Task description: Print all of the entries exactly, minus the pictures.

[Web page code records]
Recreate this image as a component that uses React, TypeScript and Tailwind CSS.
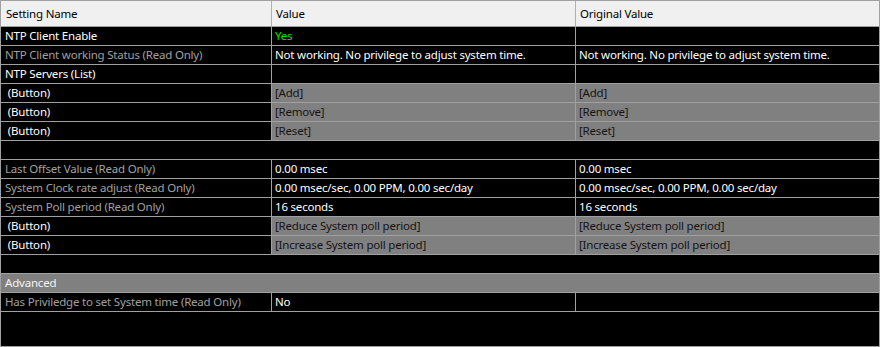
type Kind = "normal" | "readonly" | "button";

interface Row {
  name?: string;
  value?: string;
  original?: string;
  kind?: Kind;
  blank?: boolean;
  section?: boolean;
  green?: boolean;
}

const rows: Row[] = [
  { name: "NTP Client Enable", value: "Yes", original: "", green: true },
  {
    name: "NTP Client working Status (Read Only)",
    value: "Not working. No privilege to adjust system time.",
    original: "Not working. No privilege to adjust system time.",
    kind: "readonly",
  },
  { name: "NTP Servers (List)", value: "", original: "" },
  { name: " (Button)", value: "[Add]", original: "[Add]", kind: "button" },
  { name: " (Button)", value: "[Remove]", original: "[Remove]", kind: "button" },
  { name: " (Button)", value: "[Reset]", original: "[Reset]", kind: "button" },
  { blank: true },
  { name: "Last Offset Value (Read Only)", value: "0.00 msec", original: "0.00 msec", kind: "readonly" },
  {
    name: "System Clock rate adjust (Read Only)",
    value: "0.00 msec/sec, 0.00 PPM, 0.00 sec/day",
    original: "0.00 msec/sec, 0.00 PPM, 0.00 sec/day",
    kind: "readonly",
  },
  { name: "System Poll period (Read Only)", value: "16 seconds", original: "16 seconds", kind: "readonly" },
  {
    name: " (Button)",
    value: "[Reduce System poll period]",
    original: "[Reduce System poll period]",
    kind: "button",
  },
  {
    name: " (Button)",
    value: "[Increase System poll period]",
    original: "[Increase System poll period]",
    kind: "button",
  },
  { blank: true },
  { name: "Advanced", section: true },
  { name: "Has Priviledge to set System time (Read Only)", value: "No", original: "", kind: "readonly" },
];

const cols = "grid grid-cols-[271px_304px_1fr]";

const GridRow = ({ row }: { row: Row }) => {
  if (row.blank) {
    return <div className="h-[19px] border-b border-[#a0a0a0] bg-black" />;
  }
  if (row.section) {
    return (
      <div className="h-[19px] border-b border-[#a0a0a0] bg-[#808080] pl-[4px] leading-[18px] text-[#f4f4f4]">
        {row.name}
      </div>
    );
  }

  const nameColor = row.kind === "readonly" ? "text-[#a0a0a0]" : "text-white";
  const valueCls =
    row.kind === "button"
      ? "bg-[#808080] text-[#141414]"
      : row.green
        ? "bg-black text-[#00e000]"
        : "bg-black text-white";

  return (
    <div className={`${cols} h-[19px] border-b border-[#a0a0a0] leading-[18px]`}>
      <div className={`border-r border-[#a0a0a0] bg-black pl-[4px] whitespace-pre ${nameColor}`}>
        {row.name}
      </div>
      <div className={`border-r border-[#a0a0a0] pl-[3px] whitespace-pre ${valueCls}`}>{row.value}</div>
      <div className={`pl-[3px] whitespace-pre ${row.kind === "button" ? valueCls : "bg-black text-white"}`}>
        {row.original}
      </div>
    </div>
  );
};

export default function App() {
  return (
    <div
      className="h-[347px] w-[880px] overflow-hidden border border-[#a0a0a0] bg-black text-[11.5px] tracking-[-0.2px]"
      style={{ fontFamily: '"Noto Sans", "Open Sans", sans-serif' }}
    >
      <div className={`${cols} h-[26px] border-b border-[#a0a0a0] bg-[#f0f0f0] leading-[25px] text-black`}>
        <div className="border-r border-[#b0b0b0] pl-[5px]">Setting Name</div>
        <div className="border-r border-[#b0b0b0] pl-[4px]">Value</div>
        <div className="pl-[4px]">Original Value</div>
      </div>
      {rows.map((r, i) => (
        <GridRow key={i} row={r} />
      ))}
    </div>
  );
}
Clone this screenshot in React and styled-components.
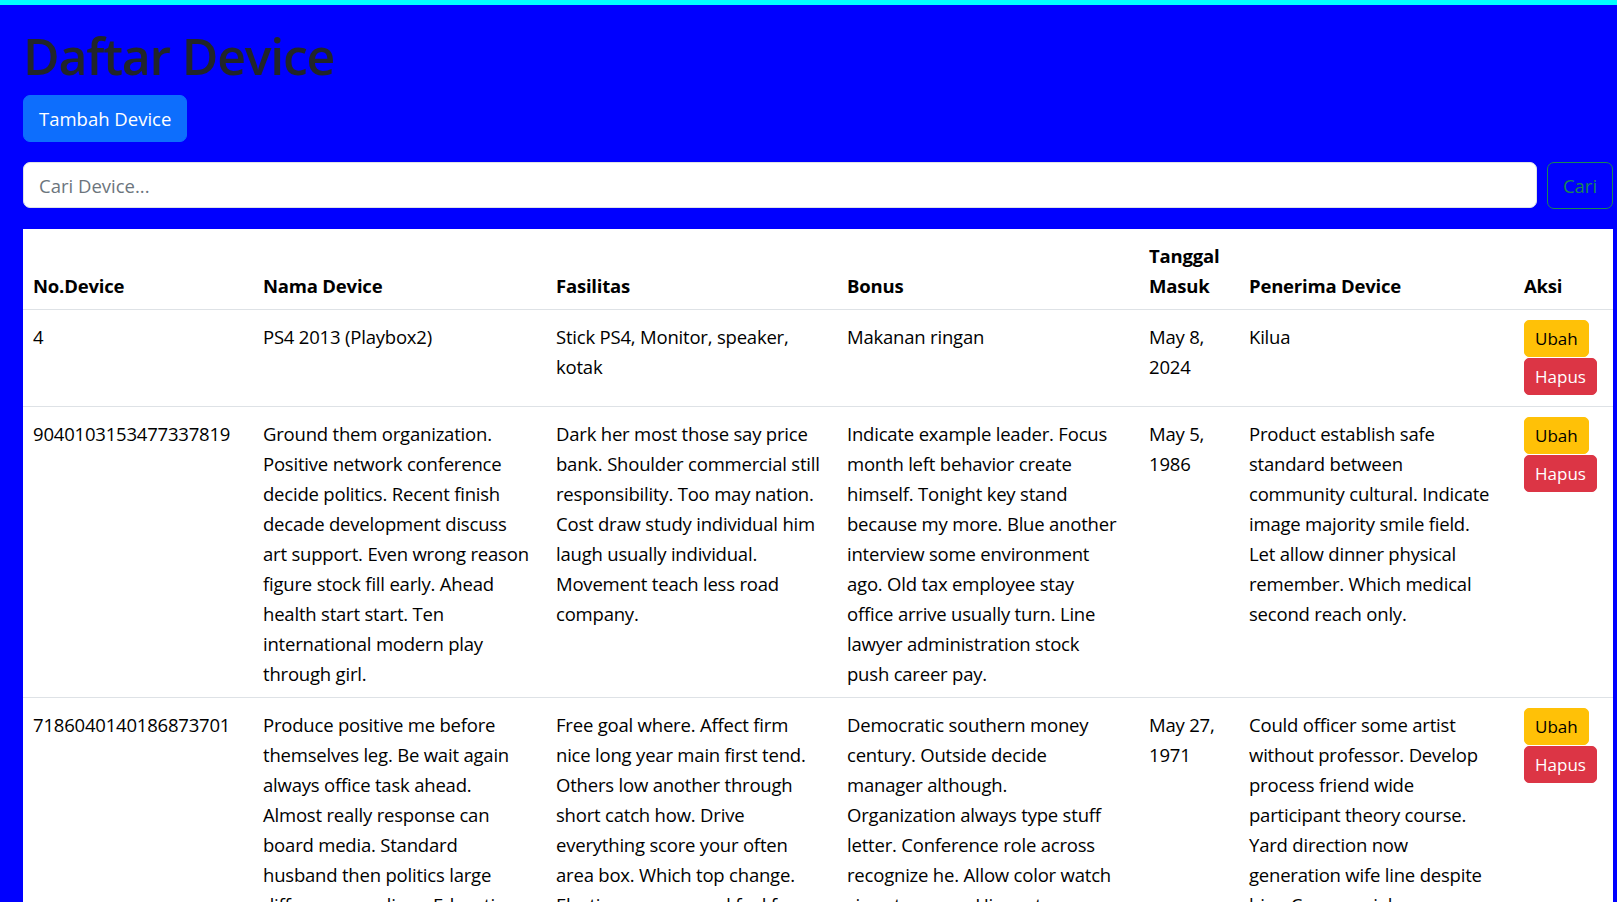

Final result:
Recreate this image as a component that uses React, TypeScript and Tailwind CSS.
type Kind = "normal" | "readonly" | "button";

interface Row {
  name?: string;
  value?: string;
  original?: string;
  kind?: Kind;
  blank?: boolean;
  section?: boolean;
  green?: boolean;
}

const rows: Row[] = [
  { name: "NTP Client Enable", value: "Yes", original: "", green: true },
  {
    name: "NTP Client working Status (Read Only)",
    value: "Not working. No privilege to adjust system time.",
    original: "Not working. No privilege to adjust system time.",
    kind: "readonly",
  },
  { name: "NTP Servers (List)", value: "", original: "" },
  { name: " (Button)", value: "[Add]", original: "[Add]", kind: "button" },
  { name: " (Button)", value: "[Remove]", original: "[Remove]", kind: "button" },
  { name: " (Button)", value: "[Reset]", original: "[Reset]", kind: "button" },
  { blank: true },
  { name: "Last Offset Value (Read Only)", value: "0.00 msec", original: "0.00 msec", kind: "readonly" },
  {
    name: "System Clock rate adjust (Read Only)",
    value: "0.00 msec/sec, 0.00 PPM, 0.00 sec/day",
    original: "0.00 msec/sec, 0.00 PPM, 0.00 sec/day",
    kind: "readonly",
  },
  { name: "System Poll period (Read Only)", value: "16 seconds", original: "16 seconds", kind: "readonly" },
  {
    name: " (Button)",
    value: "[Reduce System poll period]",
    original: "[Reduce System poll period]",
    kind: "button",
  },
  {
    name: " (Button)",
    value: "[Increase System poll period]",
    original: "[Increase System poll period]",
    kind: "button",
  },
  { blank: true },
  { name: "Advanced", section: true },
  { name: "Has Priviledge to set System time (Read Only)", value: "No", original: "", kind: "readonly" },
];

const cols = "grid grid-cols-[271px_304px_1fr]";

const GridRow = ({ row }: { row: Row }) => {
  if (row.blank) {
    return <div className="h-[19px] border-b border-[#a0a0a0] bg-black" />;
  }
  if (row.section) {
    return (
      <div className="h-[19px] border-b border-[#a0a0a0] bg-[#808080] pl-[4px] leading-[18px] text-[#f4f4f4]">
        {row.name}
      </div>
    );
  }

  const nameColor = row.kind === "readonly" ? "text-[#a0a0a0]" : "text-white";
  const valueCls =
    row.kind === "button"
      ? "bg-[#808080] text-[#141414]"
      : row.green
        ? "bg-black text-[#00e000]"
        : "bg-black text-white";

  return (
    <div className={`${cols} h-[19px] border-b border-[#a0a0a0] leading-[18px]`}>
      <div className={`border-r border-[#a0a0a0] bg-black pl-[4px] whitespace-pre ${nameColor}`}>
        {row.name}
      </div>
      <div className={`border-r border-[#a0a0a0] pl-[3px] whitespace-pre ${valueCls}`}>{row.value}</div>
      <div className={`pl-[3px] whitespace-pre ${row.kind === "button" ? valueCls : "bg-black text-white"}`}>
        {row.original}
      </div>
    </div>
  );
};

export default function App() {
  return (
    <div
      className="h-[347px] w-[880px] overflow-hidden border border-[#a0a0a0] bg-black text-[11.5px] tracking-[-0.2px]"
      style={{ fontFamily: '"Noto Sans", "Open Sans", sans-serif' }}
    >
      <div className={`${cols} h-[26px] border-b border-[#a0a0a0] bg-[#f0f0f0] leading-[25px] text-black`}>
        <div className="border-r border-[#b0b0b0] pl-[5px]">Setting Name</div>
        <div className="border-r border-[#b0b0b0] pl-[4px]">Value</div>
        <div className="pl-[4px]">Original Value</div>
      </div>
      {rows.map((r, i) => (
        <GridRow key={i} row={r} />
      ))}
    </div>
  );
}
Clone this screenshot in React and styled-components.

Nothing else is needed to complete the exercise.